Exercise aim:
Exact reproduction is required for the lines bounded by the one containing "Emit a component" and the one containing "import React from", both bounds included. Print them without any pictures.

Provided records:
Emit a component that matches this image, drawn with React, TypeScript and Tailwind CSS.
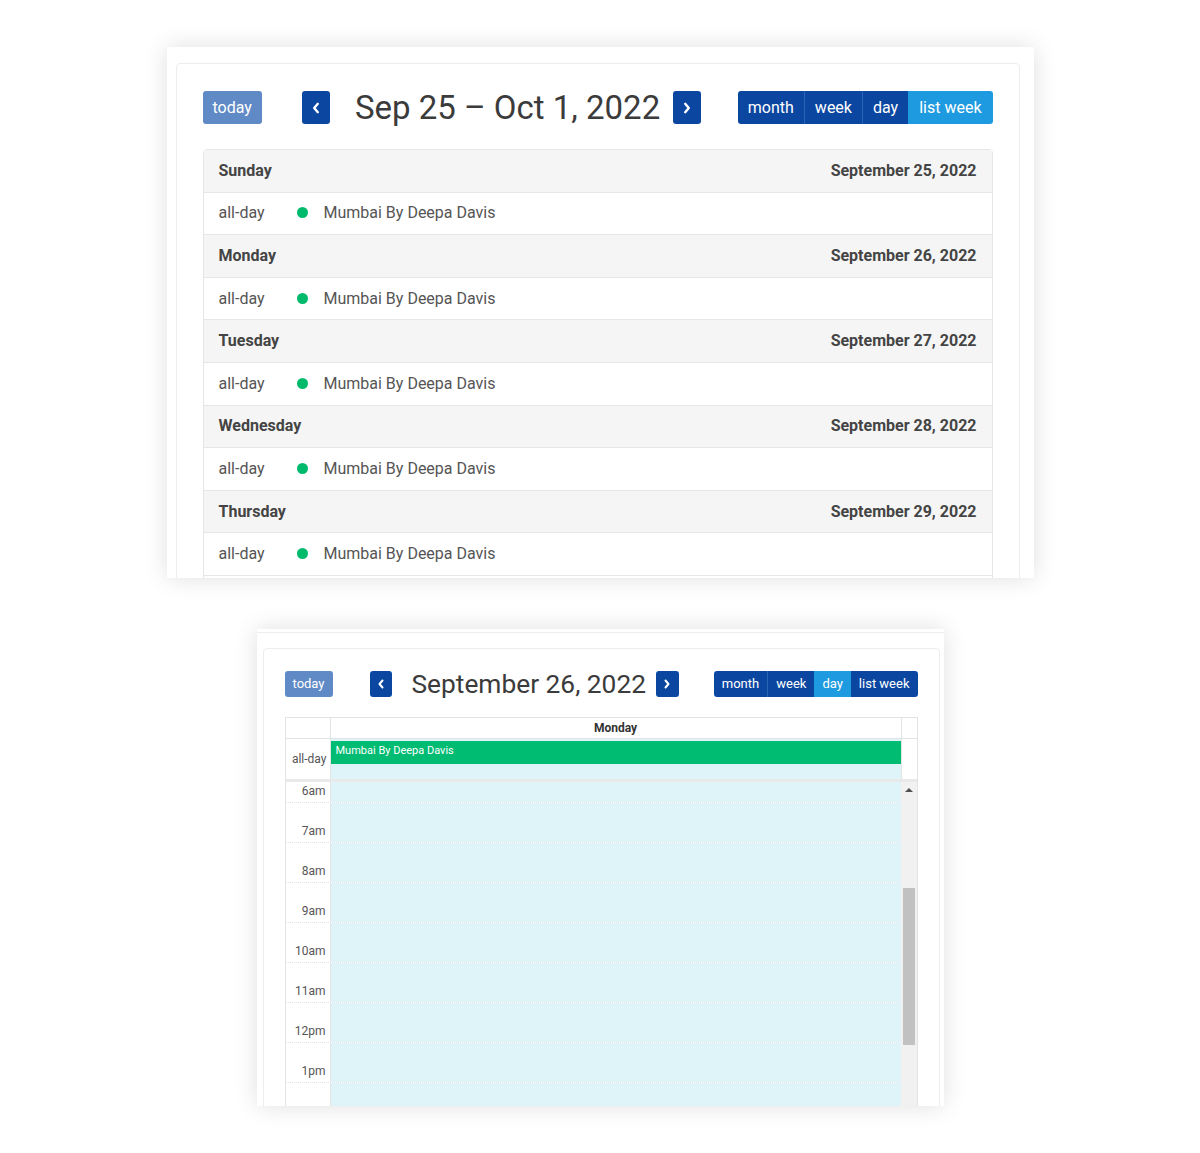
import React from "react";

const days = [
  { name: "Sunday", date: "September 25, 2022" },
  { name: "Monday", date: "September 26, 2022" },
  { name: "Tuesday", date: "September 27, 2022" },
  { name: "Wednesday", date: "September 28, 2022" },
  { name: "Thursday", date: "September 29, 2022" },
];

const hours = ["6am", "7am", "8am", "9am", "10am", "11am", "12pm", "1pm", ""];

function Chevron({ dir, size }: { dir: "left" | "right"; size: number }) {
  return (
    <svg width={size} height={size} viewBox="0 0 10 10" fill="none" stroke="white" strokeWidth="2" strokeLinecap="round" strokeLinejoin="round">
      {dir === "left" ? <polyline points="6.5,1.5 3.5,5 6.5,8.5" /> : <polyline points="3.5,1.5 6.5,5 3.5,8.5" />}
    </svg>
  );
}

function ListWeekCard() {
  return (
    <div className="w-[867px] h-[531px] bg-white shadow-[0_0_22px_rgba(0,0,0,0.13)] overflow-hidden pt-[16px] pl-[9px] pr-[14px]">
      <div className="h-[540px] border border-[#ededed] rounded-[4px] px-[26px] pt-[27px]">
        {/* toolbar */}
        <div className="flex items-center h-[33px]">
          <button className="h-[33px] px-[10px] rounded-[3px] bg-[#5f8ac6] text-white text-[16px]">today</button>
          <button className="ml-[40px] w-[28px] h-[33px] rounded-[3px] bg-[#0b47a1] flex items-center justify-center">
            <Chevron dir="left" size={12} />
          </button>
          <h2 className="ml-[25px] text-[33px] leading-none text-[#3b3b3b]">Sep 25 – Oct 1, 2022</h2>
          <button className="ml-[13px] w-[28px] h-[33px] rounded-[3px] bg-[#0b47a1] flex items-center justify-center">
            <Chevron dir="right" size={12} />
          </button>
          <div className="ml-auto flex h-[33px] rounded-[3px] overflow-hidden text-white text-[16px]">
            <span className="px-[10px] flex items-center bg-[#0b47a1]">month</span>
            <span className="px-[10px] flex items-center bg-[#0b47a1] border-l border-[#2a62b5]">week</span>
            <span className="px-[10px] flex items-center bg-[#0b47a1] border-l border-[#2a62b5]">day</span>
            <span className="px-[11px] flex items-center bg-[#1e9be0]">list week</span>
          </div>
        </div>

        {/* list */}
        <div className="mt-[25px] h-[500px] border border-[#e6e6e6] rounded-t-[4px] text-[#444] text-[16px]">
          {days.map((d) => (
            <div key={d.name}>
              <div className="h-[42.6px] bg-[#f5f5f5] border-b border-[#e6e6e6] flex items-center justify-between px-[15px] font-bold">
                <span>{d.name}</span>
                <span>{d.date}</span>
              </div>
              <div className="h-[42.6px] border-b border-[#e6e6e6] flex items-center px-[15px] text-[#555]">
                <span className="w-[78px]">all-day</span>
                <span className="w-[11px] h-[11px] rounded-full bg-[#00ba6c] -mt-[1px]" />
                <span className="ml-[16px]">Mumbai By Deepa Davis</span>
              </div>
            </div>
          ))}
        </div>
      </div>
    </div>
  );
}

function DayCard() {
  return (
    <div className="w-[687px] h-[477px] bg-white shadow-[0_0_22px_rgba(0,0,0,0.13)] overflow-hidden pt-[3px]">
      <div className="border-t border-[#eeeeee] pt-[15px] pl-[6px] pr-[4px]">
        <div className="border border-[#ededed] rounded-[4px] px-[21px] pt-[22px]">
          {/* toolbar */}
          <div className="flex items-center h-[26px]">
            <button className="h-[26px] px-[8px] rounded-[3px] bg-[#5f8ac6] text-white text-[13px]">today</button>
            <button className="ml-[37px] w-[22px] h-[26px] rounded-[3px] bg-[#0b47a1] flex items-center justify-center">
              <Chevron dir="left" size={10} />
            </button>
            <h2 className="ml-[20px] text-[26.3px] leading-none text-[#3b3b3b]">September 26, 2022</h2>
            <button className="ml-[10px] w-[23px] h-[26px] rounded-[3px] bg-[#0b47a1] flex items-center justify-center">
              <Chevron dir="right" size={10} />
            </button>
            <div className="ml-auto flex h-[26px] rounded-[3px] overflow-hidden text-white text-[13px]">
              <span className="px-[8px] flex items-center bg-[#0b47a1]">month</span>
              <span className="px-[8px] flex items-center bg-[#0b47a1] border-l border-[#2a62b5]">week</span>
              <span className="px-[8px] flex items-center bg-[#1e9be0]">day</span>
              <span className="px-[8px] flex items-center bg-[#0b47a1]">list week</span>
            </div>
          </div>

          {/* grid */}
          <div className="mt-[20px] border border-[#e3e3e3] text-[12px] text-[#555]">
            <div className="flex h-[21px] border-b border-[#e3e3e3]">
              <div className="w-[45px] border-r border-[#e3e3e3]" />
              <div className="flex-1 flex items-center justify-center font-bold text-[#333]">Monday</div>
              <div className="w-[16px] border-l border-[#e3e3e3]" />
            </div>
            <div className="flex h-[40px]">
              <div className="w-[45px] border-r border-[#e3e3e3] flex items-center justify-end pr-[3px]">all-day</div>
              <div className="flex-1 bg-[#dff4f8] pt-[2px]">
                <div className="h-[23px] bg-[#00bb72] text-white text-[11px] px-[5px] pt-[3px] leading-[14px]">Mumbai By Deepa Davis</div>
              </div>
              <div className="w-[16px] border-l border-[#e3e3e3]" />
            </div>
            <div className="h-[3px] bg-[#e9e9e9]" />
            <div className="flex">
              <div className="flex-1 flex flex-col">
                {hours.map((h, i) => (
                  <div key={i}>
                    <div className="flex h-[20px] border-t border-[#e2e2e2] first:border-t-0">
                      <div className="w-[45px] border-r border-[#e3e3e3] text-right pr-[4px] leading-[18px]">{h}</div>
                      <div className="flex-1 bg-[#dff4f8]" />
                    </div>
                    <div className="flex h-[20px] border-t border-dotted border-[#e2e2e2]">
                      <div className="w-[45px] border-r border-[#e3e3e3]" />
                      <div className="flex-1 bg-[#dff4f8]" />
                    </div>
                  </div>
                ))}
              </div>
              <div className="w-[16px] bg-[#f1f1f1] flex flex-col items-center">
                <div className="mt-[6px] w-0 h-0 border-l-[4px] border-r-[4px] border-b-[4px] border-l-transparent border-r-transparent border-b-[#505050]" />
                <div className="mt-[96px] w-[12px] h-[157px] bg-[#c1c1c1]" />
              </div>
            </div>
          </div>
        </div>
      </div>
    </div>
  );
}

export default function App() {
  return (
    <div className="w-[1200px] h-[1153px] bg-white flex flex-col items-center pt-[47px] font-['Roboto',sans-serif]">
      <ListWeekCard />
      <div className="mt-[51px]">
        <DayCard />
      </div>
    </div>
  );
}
---
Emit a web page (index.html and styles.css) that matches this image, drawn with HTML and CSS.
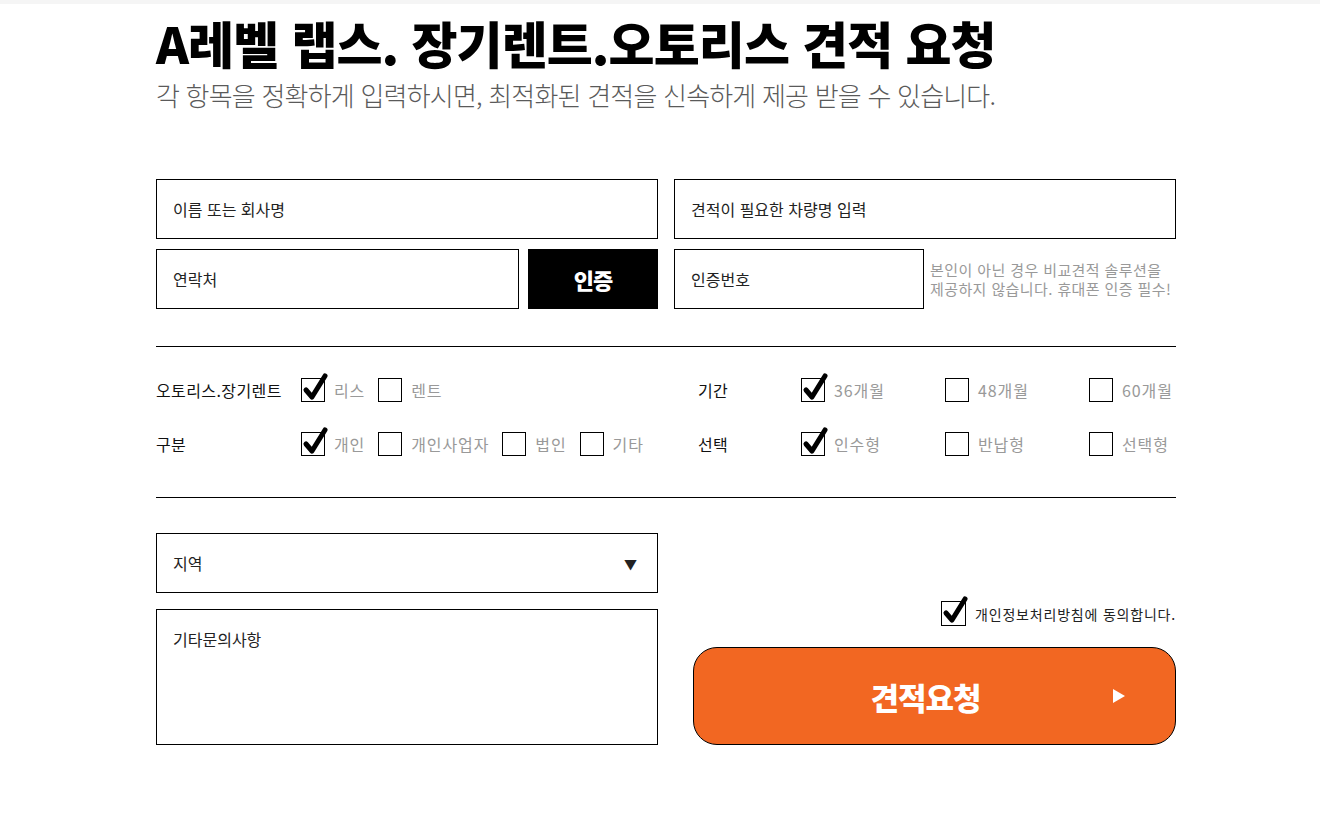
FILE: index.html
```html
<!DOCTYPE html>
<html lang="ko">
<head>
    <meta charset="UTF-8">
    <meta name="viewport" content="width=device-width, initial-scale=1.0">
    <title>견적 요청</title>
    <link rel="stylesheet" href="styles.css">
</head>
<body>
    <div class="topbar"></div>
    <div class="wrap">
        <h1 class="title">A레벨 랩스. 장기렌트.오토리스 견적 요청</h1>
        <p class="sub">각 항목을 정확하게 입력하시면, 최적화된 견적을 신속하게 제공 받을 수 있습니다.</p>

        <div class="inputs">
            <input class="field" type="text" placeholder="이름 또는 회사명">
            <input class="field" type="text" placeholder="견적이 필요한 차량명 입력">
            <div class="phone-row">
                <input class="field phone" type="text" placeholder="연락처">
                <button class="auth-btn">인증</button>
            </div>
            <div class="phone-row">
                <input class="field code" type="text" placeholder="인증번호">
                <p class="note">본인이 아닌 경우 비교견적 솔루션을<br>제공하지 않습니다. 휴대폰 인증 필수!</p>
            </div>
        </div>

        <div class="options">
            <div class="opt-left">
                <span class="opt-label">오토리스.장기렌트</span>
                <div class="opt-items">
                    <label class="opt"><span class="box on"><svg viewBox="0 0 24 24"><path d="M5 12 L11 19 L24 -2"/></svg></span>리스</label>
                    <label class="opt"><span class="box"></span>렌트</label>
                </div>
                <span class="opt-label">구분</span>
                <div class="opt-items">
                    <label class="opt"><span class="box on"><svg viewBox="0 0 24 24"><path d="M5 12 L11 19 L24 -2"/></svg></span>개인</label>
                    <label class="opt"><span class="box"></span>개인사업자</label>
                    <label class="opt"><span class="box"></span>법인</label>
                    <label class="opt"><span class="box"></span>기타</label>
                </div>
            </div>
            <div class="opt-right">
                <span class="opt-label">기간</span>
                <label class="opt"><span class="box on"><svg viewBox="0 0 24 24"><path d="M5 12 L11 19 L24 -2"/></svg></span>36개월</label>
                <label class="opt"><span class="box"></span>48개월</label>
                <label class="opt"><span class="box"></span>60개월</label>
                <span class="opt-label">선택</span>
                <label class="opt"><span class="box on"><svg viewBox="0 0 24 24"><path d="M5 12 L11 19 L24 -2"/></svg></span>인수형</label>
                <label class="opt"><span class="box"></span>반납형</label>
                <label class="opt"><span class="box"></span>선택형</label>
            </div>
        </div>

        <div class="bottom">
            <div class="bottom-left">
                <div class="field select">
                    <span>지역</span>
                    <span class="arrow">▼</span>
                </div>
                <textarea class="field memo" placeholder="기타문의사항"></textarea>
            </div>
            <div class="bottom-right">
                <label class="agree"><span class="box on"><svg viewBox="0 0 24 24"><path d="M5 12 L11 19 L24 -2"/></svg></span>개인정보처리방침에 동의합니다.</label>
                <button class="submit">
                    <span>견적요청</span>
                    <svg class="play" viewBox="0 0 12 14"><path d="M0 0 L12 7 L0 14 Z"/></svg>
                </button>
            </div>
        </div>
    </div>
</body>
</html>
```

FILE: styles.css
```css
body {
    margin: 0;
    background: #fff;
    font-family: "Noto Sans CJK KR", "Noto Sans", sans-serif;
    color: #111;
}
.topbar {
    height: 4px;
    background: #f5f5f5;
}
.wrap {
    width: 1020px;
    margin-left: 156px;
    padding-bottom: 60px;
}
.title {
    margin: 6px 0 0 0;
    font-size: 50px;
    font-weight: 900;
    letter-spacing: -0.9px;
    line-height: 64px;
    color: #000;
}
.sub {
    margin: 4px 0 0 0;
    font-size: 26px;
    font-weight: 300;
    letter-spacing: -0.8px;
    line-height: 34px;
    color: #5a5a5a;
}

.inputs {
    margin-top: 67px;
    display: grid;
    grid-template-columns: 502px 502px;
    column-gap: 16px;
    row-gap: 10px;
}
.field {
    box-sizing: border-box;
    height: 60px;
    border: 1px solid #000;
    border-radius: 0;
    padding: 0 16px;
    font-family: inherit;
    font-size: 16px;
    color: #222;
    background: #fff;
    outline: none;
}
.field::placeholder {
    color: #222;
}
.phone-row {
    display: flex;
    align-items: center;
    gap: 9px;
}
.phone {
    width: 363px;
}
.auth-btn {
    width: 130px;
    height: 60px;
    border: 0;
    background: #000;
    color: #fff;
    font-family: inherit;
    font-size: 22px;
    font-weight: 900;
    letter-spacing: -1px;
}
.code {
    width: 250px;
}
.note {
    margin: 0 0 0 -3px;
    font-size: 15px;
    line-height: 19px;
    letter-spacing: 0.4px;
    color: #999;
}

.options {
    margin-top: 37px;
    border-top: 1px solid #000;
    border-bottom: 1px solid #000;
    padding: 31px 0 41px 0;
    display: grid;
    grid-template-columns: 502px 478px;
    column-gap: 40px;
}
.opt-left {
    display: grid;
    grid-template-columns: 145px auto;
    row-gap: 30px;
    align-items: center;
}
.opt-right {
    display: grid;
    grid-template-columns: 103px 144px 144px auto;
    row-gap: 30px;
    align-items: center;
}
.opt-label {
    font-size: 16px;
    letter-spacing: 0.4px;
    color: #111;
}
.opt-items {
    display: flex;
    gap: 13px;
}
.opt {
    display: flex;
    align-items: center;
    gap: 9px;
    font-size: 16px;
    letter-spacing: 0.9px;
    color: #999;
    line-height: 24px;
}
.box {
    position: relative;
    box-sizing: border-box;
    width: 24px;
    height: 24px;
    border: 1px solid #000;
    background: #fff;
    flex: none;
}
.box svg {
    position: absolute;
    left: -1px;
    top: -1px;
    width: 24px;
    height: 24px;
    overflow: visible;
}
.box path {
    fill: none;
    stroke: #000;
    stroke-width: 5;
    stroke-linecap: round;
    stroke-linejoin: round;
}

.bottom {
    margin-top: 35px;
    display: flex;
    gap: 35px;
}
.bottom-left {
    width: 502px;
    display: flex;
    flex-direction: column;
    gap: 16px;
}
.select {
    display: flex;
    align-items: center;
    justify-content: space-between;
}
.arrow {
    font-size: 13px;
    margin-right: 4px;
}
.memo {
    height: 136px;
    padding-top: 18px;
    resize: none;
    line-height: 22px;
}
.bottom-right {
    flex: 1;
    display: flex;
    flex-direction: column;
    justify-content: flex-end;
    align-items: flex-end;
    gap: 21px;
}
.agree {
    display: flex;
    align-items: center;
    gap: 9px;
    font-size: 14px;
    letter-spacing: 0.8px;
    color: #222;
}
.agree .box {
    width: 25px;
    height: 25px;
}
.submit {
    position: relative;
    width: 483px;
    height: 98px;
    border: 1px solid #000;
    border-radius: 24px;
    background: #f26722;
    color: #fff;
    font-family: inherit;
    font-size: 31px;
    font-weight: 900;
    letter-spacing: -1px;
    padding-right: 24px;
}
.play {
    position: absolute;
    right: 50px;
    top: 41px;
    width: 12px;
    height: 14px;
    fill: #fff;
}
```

Written response:
Emit a component that matches this image, drawn with React, TypeScript and Tailwind CSS.
import React from "react";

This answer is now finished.